チベットの盲学校の生徒達がエベレストをめざすというお話だ。
原作はサブリエ・テンバーケン。子供達と同じ盲目のドイツ人女性で、チベットに盲学校を創立した先生でもある。原作者自ら、生徒達と一緒に出演するドキュメントだ。

この映画の前提に相当する『わが道はチベットに通ず』という一冊の本は、風雲舎の出版(2001年)だった。そんな縁もあってか、試写会に呼ばれた(宮中から、この道に関わっているという紀子さまもいらしていた。満座の中で、すぐそれと分かる光りようだった。僕は皇室主義者ではないが)

映画は、とてもおもしろかった。
取り立てて目を見張るような筋立てや仕掛けがあるわけではない。アクションもない。ただひたすら盲目の子供と先生達が山に登るというストーリーである。

エベレスト(といっても標高7000メートルのラクパリ)に登るにはプロのクライマーの協力がいる。プロに先導され、高度を上げて行くにつれ、高山病にやられる者が出る。
プロ達はあと一歩の地点(6500メートル)まで来たのだから、落伍者を下山させても頂上をきわめようと言う。サブリエは、そうではない、ここまで子供達と一緒にやってきたことに意味がある。頂上をきわめるかどうかは問題ではないと反論する。

多分この部分がこの映画の事件らしい事件なのだが、サブリエは、次のようなことを言いたかったのだろう。エベレストに挑戦するという行為のプロセスが大事なのだ。それは、盲目であっても、エベレストであれ何であれ、何か目標を立てれば、何でも達成できる、やってやれないことはない――ということをみんなに分かって貰うことだと。

子供達の表情が良かった。
盲目であることは、チベットではそれまでは、人間として遇されなかった。一生家の中に閉じこめられて過ごすか、物乞い、乞食が定番だった。彼らはサブリエ達が創った盲学校で学ぶことで、知を学ぶ術をつかみ、世界を知り、新しい人生を得た。点字器を操り、英語をかなり流ちょうに話し、臆せず、堂々と人間らしく生きていた。そうかそうか、君たちみんな、元気でやっていたんだなと安堵した。

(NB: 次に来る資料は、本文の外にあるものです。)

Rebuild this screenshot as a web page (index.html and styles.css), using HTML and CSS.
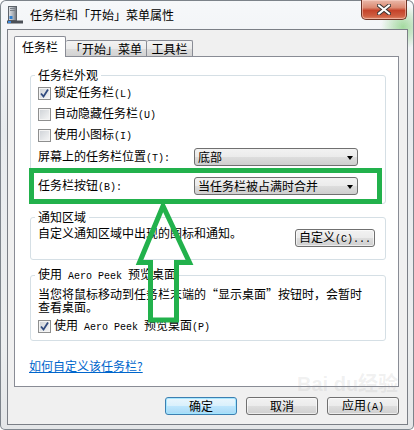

サブリエはチベットの盲学校を現地の人の手に委ね、南インドに新たな拠点を建造中だという。こうした運動を支える資金はすべて欧米からの寄付によるのだともいう。その社会的厚みに脱帽すると同時に、逆境に次ぐ逆境の中で、そういう意志を継続しているサブリエと連れのパウルに敬意を表したい(www.blinden-zentrum-tibet.de)。握手を交わしたサブリエの手は冷たかったけれど、その目は、とても強い意志に輝いていた。すごいね、君たち!

そんな次第で、サブリエの第2作「7年後――チベットからインドへ」(仮題)も風雲舎が出版することに決めた。

映画「ブラインドサイト」は、21日から「シネマライズ」「品川プリンスシネマ」などで上映されるが、関西方面での上映もある由。